General
Five things we learned in the morning papers about the body-parts case
Martin Patriquin of Maclean’s will be at court today for Luka Rocca Magnotta’s appearance. Watch our website for updates. Follow Patriquin on Twitter at @MartinPatriquin.
The main suspect in the case of the death and dismemberment of Chinese student Jun Lin returned to Canada aboard a military plane Monday evening.
News of Luka Rocca Magnotta’s arrival prompted wide coverage from the country’s news outlets. Tuesday morning’s headlines are all about the operation to bring Magnotta back and what’s next for the man dubbed “Canadian Psycho” by the European press. Here are just some of the details:
- Security was tight at Montreal’s Mirabel airport, where “a large convoy of marked and unmarked vehicles” awaited. Magnotta disembarked from a Royal Canadian Air Force Airbus CC-150 Polaris just after 7 p.m. Monday from Germany, the Globe and Mail reported.

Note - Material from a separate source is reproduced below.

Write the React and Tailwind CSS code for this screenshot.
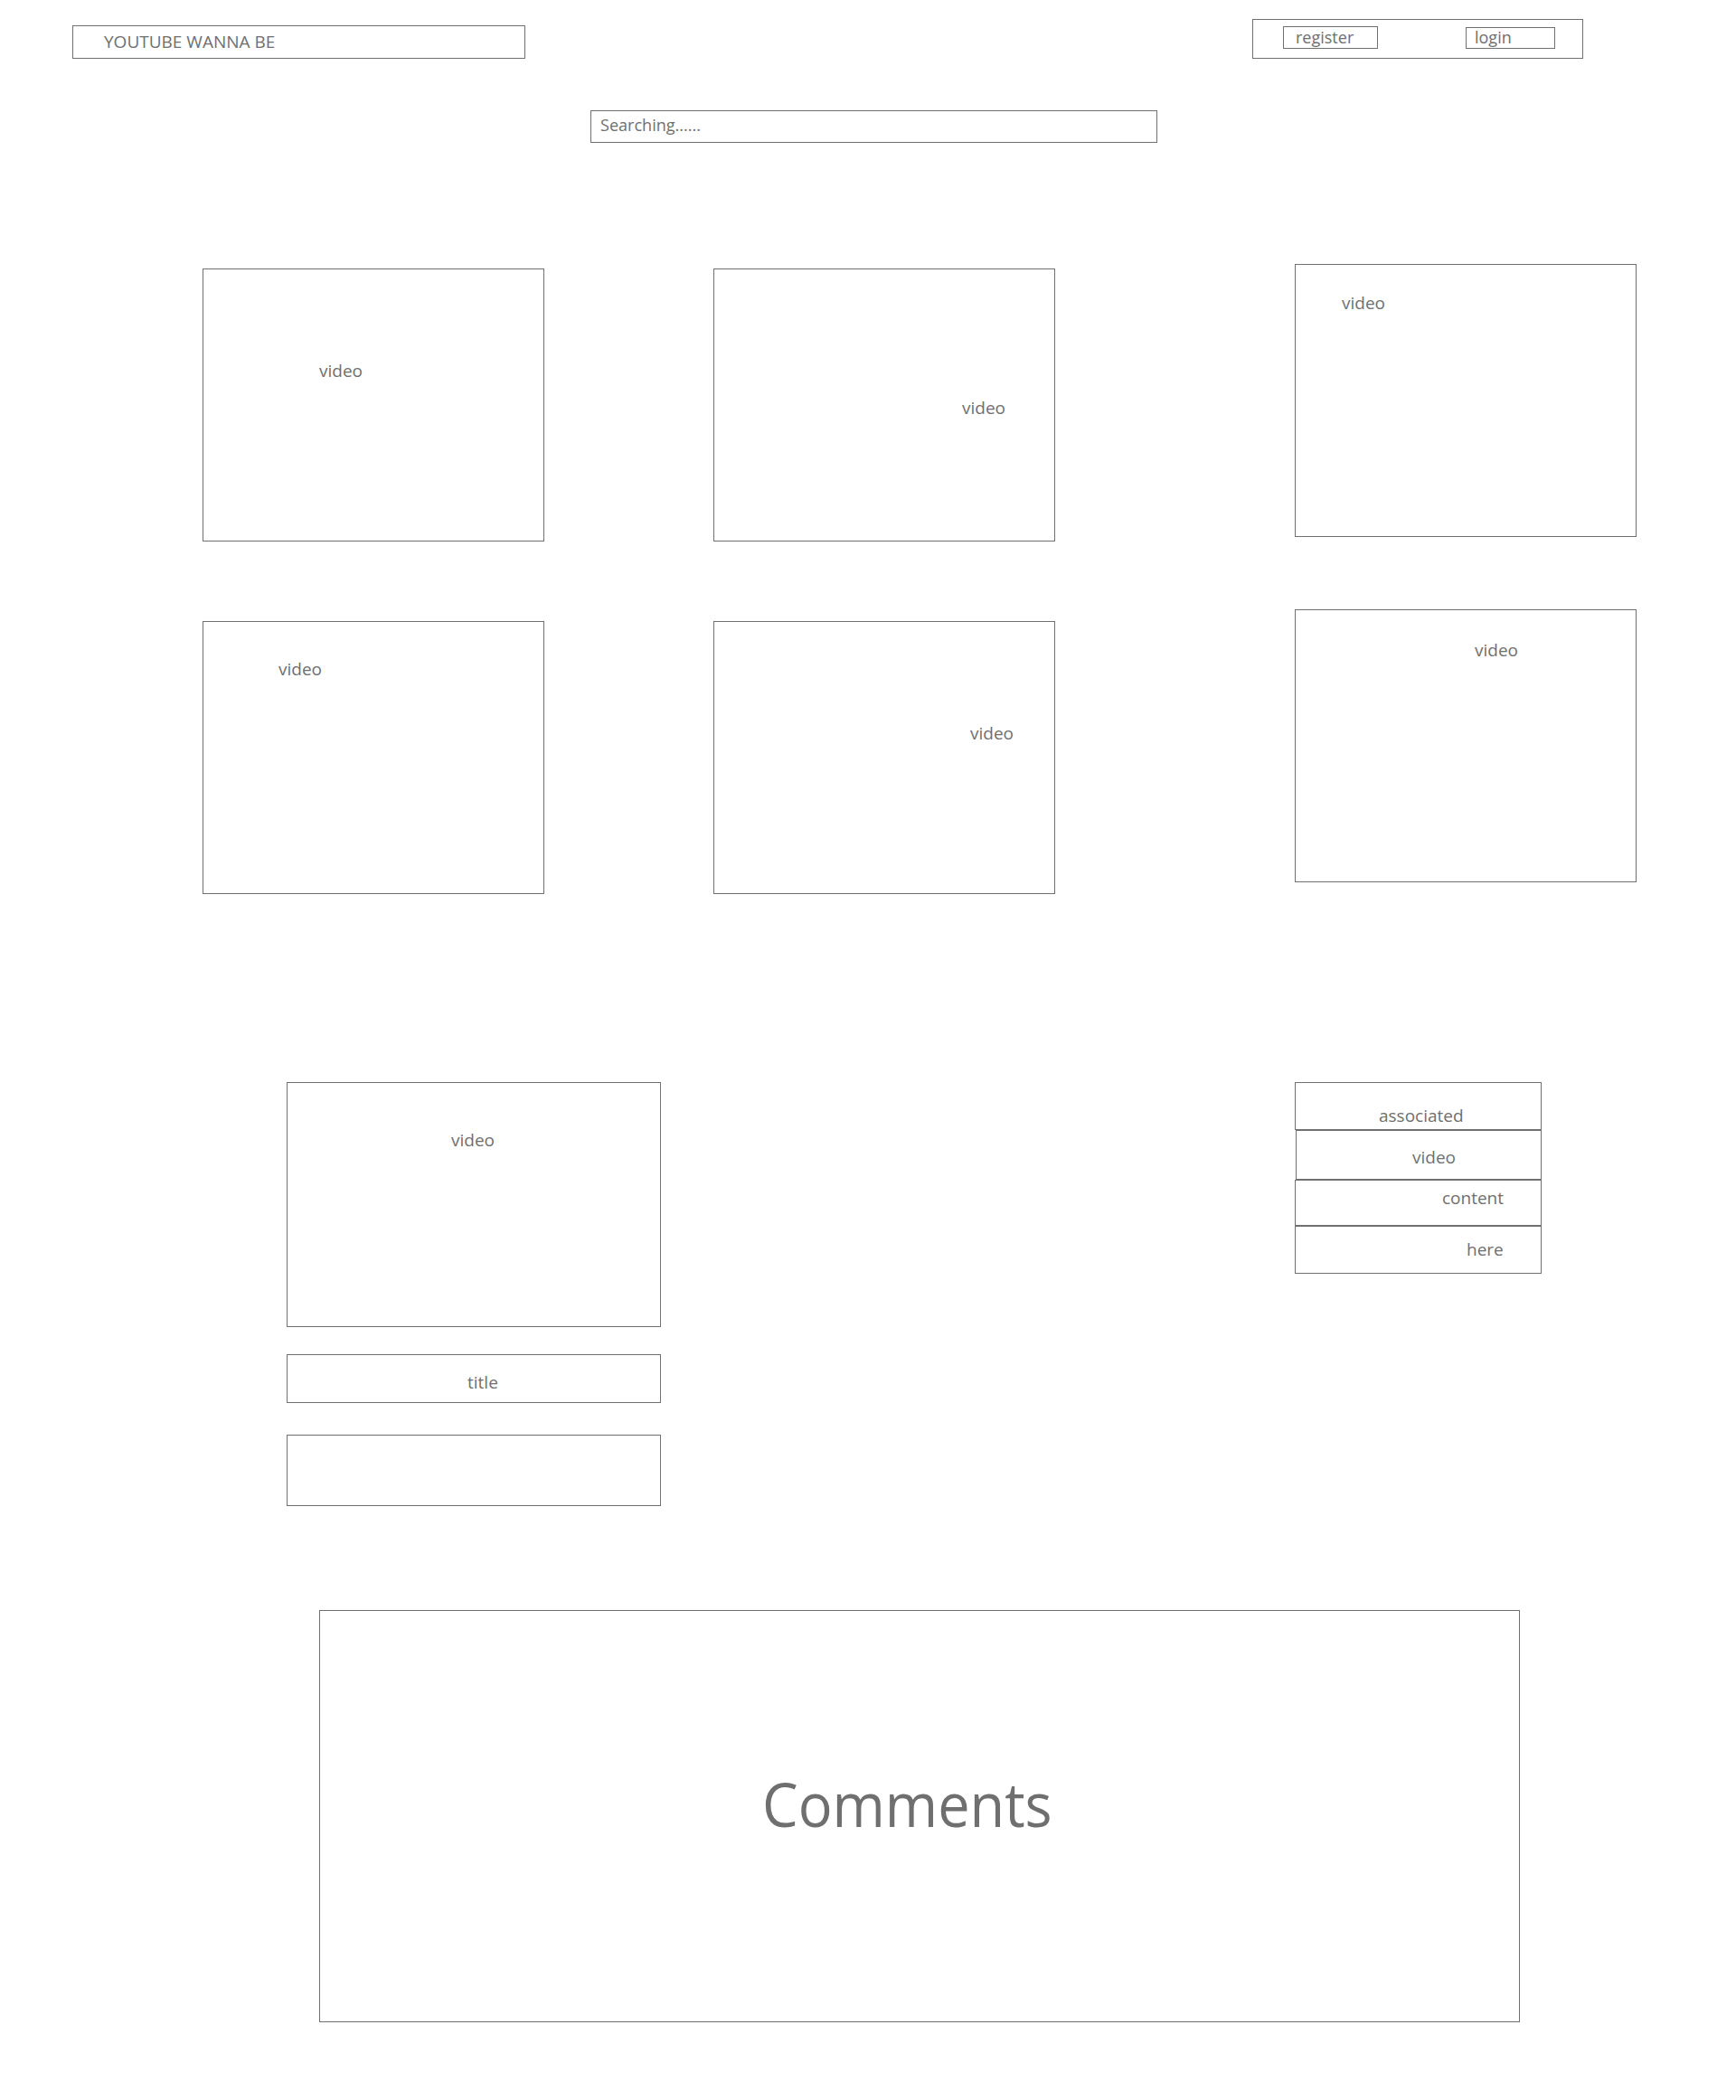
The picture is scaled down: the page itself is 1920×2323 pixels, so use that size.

- The CBC notes that Magnotta will appear in a Montreal courtroom Tuesday, when he is expected to be formally charged.
- Now that Magnotta is back in Canada and available to authorities for interrogation, Montreal police turns to the one lingering question in Jun Lin’s death. The National Post’s Allison Cross calls the quest to find Jun Lin’s head “a gruesome question that befits a gruesome crime.” Lin’s hands and feet were mailed to two political parties’ offices in Ottawa, two schools in Vancouver and his torso was found in a suitcase in Montreal.
- The Toronto Star’s columnist Rosie DiManno provides plenty of colour on Magnotta’s escape from Montreal last month, as well as on his attention-craving, narcissistic online persona. “The media audience he courted so cravenly — in vain — will be there. For the vain and the craven,” writes DiManno.
- From Montreal, the Gazette focused on the circus surrounding Magnotta’s return at Mirabel Airport. The Gazette’s Rene Bruemmer reports that bail is highly unlikely for Magnotta, according to Quebec’s prosecutor’s office, and that two investigators will be interrogating him to find out the location of the missing body part.